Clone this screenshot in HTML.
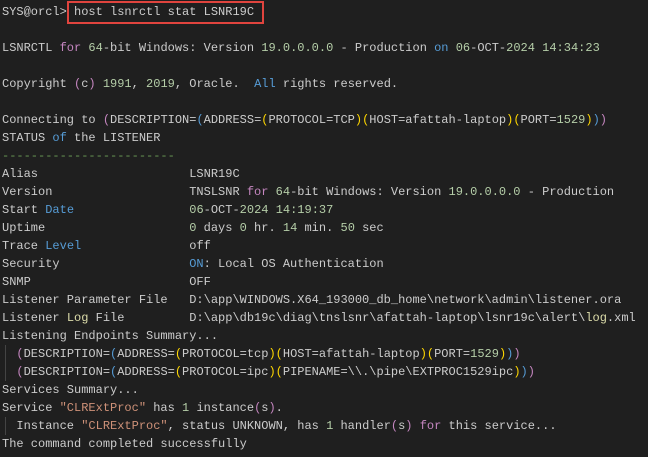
<!DOCTYPE html>
<html><head><meta charset="utf-8"><style>
html,body{margin:0;padding:0;background:#1f1f1f;width:648px;height:457px;overflow:hidden}
pre{margin:0;position:absolute;left:2px;top:3px;font-family:"Liberation Mono",monospace;font-size:12px;line-height:18px;color:#cccccc}
.k{color:#c586c0}.b{color:#569cd6}.y{color:#ffd700}.n{color:#b5cea8}.g{color:#6a9955}.s{color:#ce9178}.f{color:#dcdcaa}
.box{position:absolute;left:67px;top:1px;width:197px;height:23px;border:2px solid #e0443e;box-sizing:border-box}
.guide{position:absolute;left:5px;width:1px;background:#444}
</style></head><body>
<div class="box"></div>
<div class="guide" style="top:345px;height:36px"></div>
<div class="guide" style="top:417px;height:18px"></div>
<pre>SYS@orcl&gt; host lsnrctl stat LSNR19C

LSNRCTL <span class="k">for</span> <span class="n">64</span>-bit Windows: Version <span class="n">19.0.0.0.0</span> - Production <span class="b">on</span> <span class="n">06</span>-OCT-<span class="n">2024</span> <span class="n">14:34:23</span>

Copyright <span class="k">(</span>c<span class="k">)</span> <span class="n">1991</span>, <span class="n">2019</span>, Oracle.  <span class="b">All</span> rights reserved.

Connecting to <span class="k">(</span>DESCRIPTION=<span class="b">(</span>ADDRESS=<span class="y">(</span>PROTOCOL=TCP<span class="y">)(</span>HOST=afattah-laptop<span class="y">)(</span>PORT=<span class="n">1529</span><span class="y">)</span><span class="b">)</span><span class="k">)</span>
STATUS <span class="b">of</span> the LISTENER
<span class="g">------------------------</span>
Alias                     LSNR19C
Version                   TNSLSNR <span class="k">for</span> <span class="n">64</span>-bit Windows: Version <span class="n">19.0.0.0.0</span> - Production
Start <span class="b">Date</span>                <span class="n">06</span>-OCT-<span class="n">2024</span> <span class="n">14:19:37</span>
Uptime                    <span class="n">0</span> days <span class="n">0</span> hr. <span class="n">14</span> min. <span class="n">50</span> sec
Trace <span class="b">Level</span>               off
Security                  <span class="b">ON</span>: Local OS Authentication
SNMP                      OFF
Listener Parameter File   D:\app\WINDOWS.X64_193000_db_home\network\admin\listener.ora
Listener <span class="f">Log</span> File         D:\app\db19c\diag\tnslsnr\afattah-laptop\lsnr19c\alert\<span class="f">log</span>.xml
Listening Endpoints Summary...
  <span class="k">(</span>DESCRIPTION=<span class="b">(</span>ADDRESS=<span class="y">(</span>PROTOCOL=tcp<span class="y">)(</span>HOST=afattah-laptop<span class="y">)(</span>PORT=<span class="n">1529</span><span class="y">)</span><span class="b">)</span><span class="k">)</span>
  <span class="k">(</span>DESCRIPTION=<span class="b">(</span>ADDRESS=<span class="y">(</span>PROTOCOL=ipc<span class="y">)(</span>PIPENAME=\\.\pipe\EXTPROC1529ipc<span class="y">)</span><span class="b">)</span><span class="k">)</span>
Services Summary...
Service <span class="s">"CLRExtProc"</span> has <span class="n">1</span> instance<span class="k">(</span>s<span class="k">)</span>.
  Instance <span class="s">"CLRExtProc"</span>, status UNKNOWN, has <span class="n">1</span> handler<span class="k">(</span>s<span class="k">)</span> <span class="k">for</span> this service...
The command completed successfully</pre>
</body></html>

__Exercise details__
Copy each line of the listing in which the word "this" can be found.

__Task answer__
Clone this screenshot in HTML.
  Instance <span class="s">"CLRExtProc"</span>, status UNKNOWN, has <span class="n">1</span> handler<span class="k">(</span>s<span class="k">)</span> <span class="k">for</span> this service...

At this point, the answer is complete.